If I'm driving from SF to LA, which is a trip I've done in both gas and EV, using H2 then things could get exciting. Going down 101, there is one H2 station in Santa Barbara and one in Thousand Oaks. If the one is Santa Barbara is unavailable for whatever reason then I'm okay, but I'm really going to want to stop in TO.

Gas is obviously trivial, and even EV is easy (now). There are over 500 fast chargers along the same route. I'm not quite at the "pull off the road and find a fast charger in 5 minutes" stage, but it's miles better than the H2 situation.

Obviously the H2 situation could be improved, but there needs to be a massive push to do it and it's not happening. Elon Musk is a massive douche-nozzle, but you have to give him (or someone) credit for tossing up super-chargers all over the map and turning range anxiety into range annoyance (seriously? I have to stop again for five minutes? Geez. I should have bought the extended range car...). If Toyota had built thousands of H2 fueling stations across the US then maybe thing would be different, but they didn't.
posted by It's Never Lurgi at 10:13 AM on June 5, 2023 [3 favorites]

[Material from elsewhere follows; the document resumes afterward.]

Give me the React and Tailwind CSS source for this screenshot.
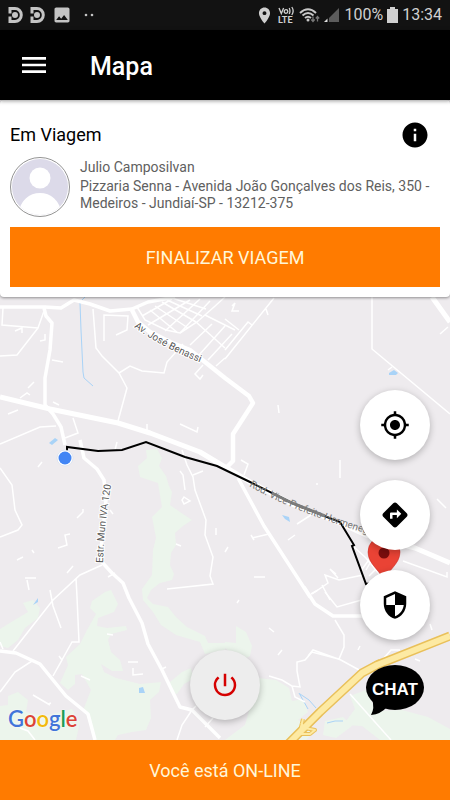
import React from 'react'
import {
  MdDirections,
  MdImage,
  MdInfo,
  MdLocationOn,
  MdMenu,
  MdMyLocation,
  MdPowerSettingsNew,
  MdSecurity,
} from 'react-icons/md'

const AppBadge = () => (
  <svg width="16" height="18" viewBox="0 0 16 18" aria-hidden="true">
    <path d="M2 7.500V2.500H7A6.300 6.500 0 0 1 7 15.500H2V10.500" fill="none" stroke="#c4c4c4" strokeWidth="3" />
    <circle cx="7" cy="9" r="3" fill="#c4c4c4" />
  </svg>
)

const VolteIcon = () => (
  <svg width="17" height="18" viewBox="0 0 17 18" fill="#d0d0d0" aria-label="VoLTE">
    <g fill="none" stroke="#d0d0d0" strokeWidth="1.300">
      <path d="M1 2L3.300 7.500L5.600 2" />
      <circle cx="8" cy="5.500" r="1.800" />
      <path d="M11.200 2Q12.700 5 11.200 8M13.800 1Q16.500 5 13.800 9" />
    </g>
    <text x="0" y="17" fontSize="9" fontWeight="700">LTE</text>
  </svg>
)

const WifiIcon = () => (
  <svg width="21" height="17" viewBox="0 0 21 17" fill="none" aria-hidden="true">
    <g stroke="#c8c8c8" strokeWidth="2">
      <path d="M1 6Q9 -1.500 17 6" />
      <path d="M3.500 8.500Q9 3.500 14.500 8.500" />
      <path d="M6 11Q9 8.500 12 11" />
    </g>
    <circle cx="9" cy="13" r="1.500" fill="#c8c8c8" />
    <path d="M14 9.500V14M12.300 12.500L14 14.500L15.700 12.500M18.500 14.500V10M16.800 11.500L18.500 9.500L20.200 11.500" stroke="#777" strokeWidth="1.300" />
  </svg>
)

const SignalIcon = () => (
  <svg width="16" height="16" viewBox="0 0 16 16" aria-hidden="true">
    <path d="M5 11L15 1V15H5Z" fill="#5c5c5c" />
    <path d="M0 15L3.500 11.500V15Z" fill="#e0e0e0" />
  </svg>
)

// wider than the material one
const BatteryIcon = () => (
  <svg width="11" height="16" viewBox="0 0 11 16" fill="#d0d0d0" aria-hidden="true">
    <path d="M3 0H8V2H11V16H0V2H3Z" />
  </svg>
)

const StatusBar = () => (
  <div className="flex h-[30px] items-center justify-between bg-[#121212] px-2 text-[#d0d0d0]">
    <div className="flex items-center gap-[6px]">
      <AppBadge />
      <AppBadge />
      <MdImage size={20} color="#c4c4c4" />
      <svg width="14" height="4" viewBox="0 0 14 4" fill="#c4c4c4" className="ml-1" aria-hidden="true">
        <circle cx="4" cy="2" r="1.300" />
        <circle cx="10" cy="2" r="1.300" />
      </svg>
    </div>
    <div className="flex items-center gap-1">
      <MdLocationOn size={19} />
      <VolteIcon />
      <WifiIcon />
      <SignalIcon />
      <span className="text-[16px]">100%</span>
      <BatteryIcon />
      <span className="text-[16px]">13:34</span>
    </div>
  </div>
)

const CityMap = () => (
  <svg
    className="absolute inset-0 h-full w-full bg-[#eeebee]"
    viewBox="0 100 450 640"
    preserveAspectRatio="xMidYMid slice"
    role="img"
    aria-label="Mapa da viagem"
  >
    {/* parks */}
    <g fill="#ecf5ec">
      <path d="M146 450L157 449L162 458L159 466L166 476L169 486L172 492L170 505L180 512L192 520L183 526L175 533L176 545L171 553L170 565L174 574L172 580L160 583L151 590L147 598L153 604L168 607L176 617L187 627L205 636L208 643L225 643V650L205 654L200 642L176 635L161 625L153 612L143 600L142 589L152 575L153 550L156 538L152 517L162 507L158 483L140 477L138 466L147 458Z" />
      <path d="M92 601L105 592L111 590L118 604L114 612L98 618L97 626L107 628L126 626L127 630L111 634L108 640L111 652L120 660L123 671L112 671L101 664L104 672L116 678L140 684L161 682L159 692L150 700L151 718L146 730L132 732L118 735L115 740H96L88 720L84 708L91 690L82 674L75 675L75 684L68 690L60 683L68 665L66 657L80 644L87 630L96 614L90 608Z" />
      <path d="M23 603L33 600L40 608L38 618L25 628L18 640L8 648L0 646V629L13 621L28 612Z" />
      <path d="M8 696L18 692L28 700L26 712L44 716L72 709L80 722L76 740H0V706L8 705Z" />
      <path d="M170 682L182 672L191 668L193 679L184 684L177 694L170 692Z" />
      <path d="M236 626L246 632L252 646L250 656L240 661L225 648V642L236 643Z" />
      <path d="M258 678L276 680L289 688L292 701L303 699L308 712L298 720L315 730L306 740H225L245 725L252 700Z" />
      <path d="M350 696L366 690L376 711L402 710L428 717L450 729V740H380L362 726L343 725L355 709Z" />
      <path d="M325 721L343 717L352 726L336 738L323 735Z" />
    </g>

    {/* water */}
    <g fill="#a9d3f7">
      <path d="M49 443L55 438L58 440L52 445Z" />
      <path d="M389 373L394 370L398 373L396 375H389Z" />
      <path d="M282 515L289 517L290 522L285 519Z" />
      <path d="M33 605L38 598L38 602Z" />
      <path d="M139 688L143 687L145 693H139Z" />
    </g>
    <g fill="none" stroke="#a9d3f7">
      <path d="M80 303L81 330L83 372L84 378L93 386M82 300L86 296" />
      <path d="M299 693L308 709M300 694Q310 699 316 708M327 723Q335 720 343 721" strokeWidth="1" />
    </g>

    {/* side streets */}
    <g fill="none" stroke="#fff" strokeWidth="1.500">
      <path d="M3 308L2 325L38 328L44 311M38 328L17 355L0 356M15 331L22 328V333M40 341L45 340V334M52 360L63 362" />
      <path d="M93 309L96 348L102 356L119 373L127 388L118 421M119 373L130 366L142 371L164 373L167 362L183 344M104 341V315L128 316L127 330L116 335" />
      <path d="M20 398L27 393L30 395M28 388L34 382M53 402L59 405M8 414L18 410M73 418L78 433L65 438M0 444L40 427L56 426M180 424L197 432L198 427M147 424V430M117 442L115 450" />
      <path d="M137 307L145 320L166 330L180 333L210 301M150 310L178 333M155 306L188 328M162 302L196 322M167 300L202 316M172 298L206 309M142 316L172 299M148 325L190 300M165 331L200 299" />
      <path d="M180 333L197 322L214 307L225 297M196 322L225 348M205 315L235 330M190 345L212 324M199 355L225 326M208 360L232 334M216 366L225 358M203 365L195 374L200 379L203 375" />
      <path d="M225 359L274 298M225 350L248 322L252 325M225 319L239 330M232 306L235 303L232 311L239 311M266 309L268 315M372 297V349L450 414M388 370L392 367M440 334L448 327M279 413L278 405" />
      <path d="M0 468L12 485L15 510L22 525L18 530L0 537M0 642L3 649M38 467L42 462M77 518L83 512V509M58 548L67 545L65 535L70 534M17 560L23 557M32 550L34 553M25 578H36M27 580L29 590M67 573L73 566" />
      <path d="M102 565L80 575L53 600L13 651M76 578L77 597L79 642H72L53 676M50 590L53 606L61 628M57 669L62 660L59 656M0 692L15 672L32 661M33 695L50 705M81 676L90 680M48 704L51 703M20 728L28 731L35 740" />
      <path d="M182 450L187 465L193 477L195 490L206 520L205 535L213 557L210 576L213 584L167 589M180 471L183 475L185 490M193 475L203 471M184 497L190 501L184 504L182 500ZM176 544L181 546M216 528V535M108 577L115 573M107 634L113 635M128 662H138M133 668V675L143 674M110 510L113 514" />
      <path d="M241 460L248 464L244 475M340 460V478M316 484L318 484M297 524L311 515M288 540L295 535M252 538L269 534M251 535L254 540M254 577L265 577M312 594L328 583L325 575L339 580L363 575M322 585L330 600M336 574L330 569L338 578" />
      <path d="M354 547L366 558L380 575M360 572L371 557M366 570L374 556M369 576L385 560M403 561L447 577V572M437 499L446 508M225 552L228 547" />
      <path d="M335 620L344 635V647L339 659L312 652L305 660L297 662V671L300 687L292 686M339 659L361 671M325 592L337 607L365 599M311 594L318 590M341 660L313 650L308 656M350 694L391 740M269 676L282 680L292 686L295 697L305 702" />
      <path d="M192 710L182 725L177 740M190 712L196 706M205 727L213 718M162 669L166 667M383 659L391 650H400M358 650L360 646M237 603L239 600M269 628L274 632M278 655L282 650M415 659L420 661M430 624L432 630" />
    </g>

    {/* avenues */}
    <g fill="none" stroke="#fff" strokeWidth="3.500" strokeLinejoin="round">
      <path d="M0 307H45L61 308L74 300L90 304L110 311L132 309L148 302L175 297" />
      <path d="M44 308L46 316L52 323L50 350L45 378V405L53 414L61 427L65 445M80 440L84 458L97 469L104 480L106 500L100 560L112 573L123 583L129 598L142 623L148 644L162 670L180 707L192 710L220 738" />
      <path d="M132 310L138 322L150 332L170 342L190 350L225 378L249 396L253 403L233 434V461L225 469" strokeWidth="4.500" />
      <path d="M432 297L450 322" strokeWidth="5" />
      <path d="M0 651L16 653L40 664L66 696L88 714L95 740" />
      <path d="M238 478L264 526L310 597M304 587L315 604L333 616L365 616M389 615L430 610" />
      <path d="M0 397L50 409L118 423L150 433L200 452L225 467L250 482L292 504L340 523L366 535L415 548L450 563" strokeWidth="5" />
    </g>

    {/* highway */}
    <g fill="none" strokeLinejoin="round">
      <path d="M301 723L305 728L315 730L310 734L297 734M303 719L300 731" stroke="#e9c05a" strokeWidth="4" />
      <path d="M287 745L320 712L362 673L377 665L450 636" stroke="#e9c05a" strokeWidth="9" />
      <path d="M372 664L379 660" stroke="#e9c05a" strokeWidth="2" />
      <path d="M301 723L305 728L315 730L310 734L297 734M303 719L300 731" stroke="#fdeaa3" strokeWidth="2" />
      <path d="M287 745L320 712L362 673L377 665L450 636" stroke="#fdeaa3" strokeWidth="6" />
    </g>

    <path
      d="M67 453V447L98 451L122 450L146 442L185 457L217 466L250 482L292 503L327 517L340 522L354 545L352 546L366 584L383 581"
      fill="none"
      stroke="#000"
      strokeWidth="2"
    />
    {/* the route fades under the road name */}
    <path d="M272 493L292 503L325 516" fill="none" stroke="#808080" strokeWidth="3" />

    {/* street names */}
    <path id="benassi" d="M134 327Q165 350 210 366" fill="none" />
    <path id="mun" d="M103 563Q104 525 112 480" fill="none" />
    <path id="rod" d="M249 486Q292 512 385 539" fill="none" />
    <g fontSize="10" fill="#555">
      <g stroke="#fff" strokeWidth="2" paintOrder="stroke">
        <text><textPath href="#benassi">Av. José Benassi</textPath></text>
        <text><textPath href="#mun">Estr. Mun IVA 120</textPath></text>
      </g>
      <text fill="#777"><textPath href="#rod">Rod. Vice Prefeito Hermeneg</textPath></text>
    </g>

    <circle cx="65" cy="458" r="8" fill="#fff" stroke="#c9d4e6" strokeWidth=".5" />
    <circle cx="65" cy="458" r="6.500" fill="#4285f4" />
    <path d="M384 582C382 571 368 565 368 552A16 16 0 0 1 400 552C400 565 386 571 384 582Z" fill="#ea4335" stroke="#c5221f" strokeWidth=".5" />
    <circle cx="384" cy="553" r="5.500" fill="#7a0d0d" />
  </svg>
)

const RoundButton = ({ label, className = 'bg-white text-black', children }) => (
  <button
    type="button"
    aria-label={label}
    className={`flex size-[70px] items-center justify-center rounded-full shadow-[0_2px_7px_rgba(0,0,0,0.25)] ${className}`}
  >
    {children}
  </button>
)

const TripCard = () => (
  <section className="relative rounded-sm bg-white px-[10px] pt-5 pb-[10px] shadow-[0_1px_3px_rgba(0,0,0,0.4)]">
    <div className="flex items-center justify-between pr-[10px]">
      <h2 className="text-[18px] leading-[30px] text-black">Em Viagem</h2>
      <button type="button" aria-label="Informações" className="text-black">
        <MdInfo size={30} />
      </button>
    </div>
    <div className="mt-[7px] flex gap-[10px]">
      <svg className="size-[60px] shrink-0" viewBox="0 0 60 60" role="img" aria-label="Julio Camposilvan">
        <clipPath id="avatar">
          <circle cx="30" cy="30" r="28" />
        </clipPath>
        <circle cx="30" cy="30" r="29.500" fill="#fff" stroke="#777" strokeWidth=".8" />
        <g clipPath="url(#avatar)">
          <rect width="60" height="60" fill="#dcdae9" />
          <circle cx="30" cy="21" r="10.500" fill="#fff" />
          <path d="M8 60C9 44 19 36 30 36S51 44 52 60Z" fill="#fff" />
        </g>
      </svg>
      <div className="text-[14px] leading-[17px] text-[#606060]">
        <p className="mt-[2px] mb-[2px]">Julio Camposilvan</p>
        <p>Pizzaria Senna - Avenida João Gonçalves dos Reis, 350 - Medeiros - Jundiaí-SP - 13212-375</p>
      </div>
    </div>
    <button type="button" className="mt-[10px] h-[60px] w-full bg-[#ff7b00] text-[18px] text-[#fff6d8]">
      FINALIZAR VIAGEM
    </button>
  </section>
)

const App = () => {
  return (
    <div className="flex min-h-screen flex-col bg-[#eeebee] font-['Roboto',sans-serif]">
      <StatusBar />
      <header className="relative z-10 flex h-[70px] items-center gap-10 bg-black px-[18px] text-white shadow-[0_1px_4px_rgba(0,0,0,0.4)]">
        <button type="button" aria-label="Menu">
          <MdMenu size={32} />
        </button>
        <h1 className="pt-1 text-[25px] font-medium">Mapa</h1>
      </header>

      <main className="relative flex flex-1 flex-col">
        <CityMap />
        <TripCard />

        <div className="relative grid flex-1 grid-cols-3 items-end">
          <div className="pb-[5px] pl-2 font-['Lato',sans-serif] text-[22px] font-semibold text-[#4274d9] [text-shadow:0_0_2px_#fff]">
            G<span className="text-[#dc4437]">o</span>
            <span className="text-[#f2b90c]">o</span>g
            <span className="text-[#1d9d58]">l</span>
            <span className="text-[#dc4437]">e</span>
          </div>
          <div className="flex justify-center pb-5">
            <RoundButton label="Ficar off-line" className="bg-[#ededed] text-[#d50000]">
              <MdPowerSettingsNew size={30} />
            </RoundButton>
          </div>
          <div className="flex flex-col items-center gap-5 justify-self-end pt-5 pr-5 pb-[25px]">
            <RoundButton label="Minha localização">
              <MdMyLocation size={30} />
            </RoundButton>
            <RoundButton label="Rotas">
              <MdDirections size={30} />
            </RoundButton>
            <RoundButton label="Segurança">
              <MdSecurity size={30} />
            </RoundButton>
            <button
              type="button"
              className="relative mt-[5px] h-[50px] w-[58px] font-['Liberation_Sans',sans-serif] text-[17px] font-bold text-white"
            >
              <svg className="absolute inset-0" width="58" height="50" viewBox="0 0 58 50" aria-hidden="true">
                <ellipse cx="29" cy="22.500" rx="29" ry="22.500" />
                <path d="M6 34Q9 43 5 50Q15 49 21 42Z" />
              </svg>
              <span className="relative">CHAT</span>
            </button>
          </div>
        </div>
      </main>

      <button type="button" className="h-[60px] bg-[#ff7b00] text-[18px] text-[#fff6d8]">
        Você está ON-LINE
      </button>
    </div>
  )
}

export default App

Yeah, hydrogen is currently either natural gas or electrolysis, which means that hydrogen advocacy is basically shilling for the natural gas industry. Only it's "let's take natural gas, somehow magically handwave all of the issues with extraction and processing of that and remove a lot of the energy density, and call it clean".

But, ya know, we used to have the natural gas industry paying Jim Varney to shill for them, now it's Mr. Bean. They definitely have a type.

There's also a lot of discussion right now over hydrogen leakage and atmospheric impacts, and I don't totally know how to evaluate it, but given the number of climate scientists saying "not so fast", I'm open to skepticism.
posted by straw at 10:20 AM on June 5, 2023 [5 favorites]


Can we also take a moment to scowl at this guild-traitor electrical engineer for siding with the chemists?
posted by ryanrs at 10:22 AM on June 5, 2023 [12 favorites]


I always find this topic incredibly frustrating because every discussion seems to be framed to score rhetorical points rather than giving a complete picture. For batteries, my question is how to factor in the negatives of lithium mining (or alternative rare metal mining) that aren't included in lifecycle emissions. Are we moving toward a future where batteries are a renewable resource via really effective recycling? I never see this clearly addressed. And for hydrogen, yes the fossil fuel companies pushing for "blue" hydrogen are poisoning the whole discussion, but projects like Orkney Hydrogen where they've got a ton of wind and tide seem to make sense. And vehicle refuelling time really is an issue. I remain agnostic about whether I think it's more likely my next farm truck will be battery or hydrogen. But would love to read some better discussion that covered all the angles.
posted by Rhedyn at 10:22 AM on June 5, 2023 [3 favorites]




Elided in my snark above about the energy storage system, the real problem is that we're continuing to pretend that we can use personal automobiles and sprawl development patterns into the future. I mean, yeah, there's some "complete lifecycle of batteries" or whatever, but the main thing is that even if you solve the propulsion, there's still the pollution from dust generated by that travel, the noise and ecological impacts from all of those vehicles pushing all of that air out of the way, the acres of pavement separating us from each other and where we want to go, the equity issues of forcing people to own a car to participate in society, the deaths and dismemberments from collisions, the fact that all of that asphalt is incredibly expensive to maintain relative to the economic burden it places on us...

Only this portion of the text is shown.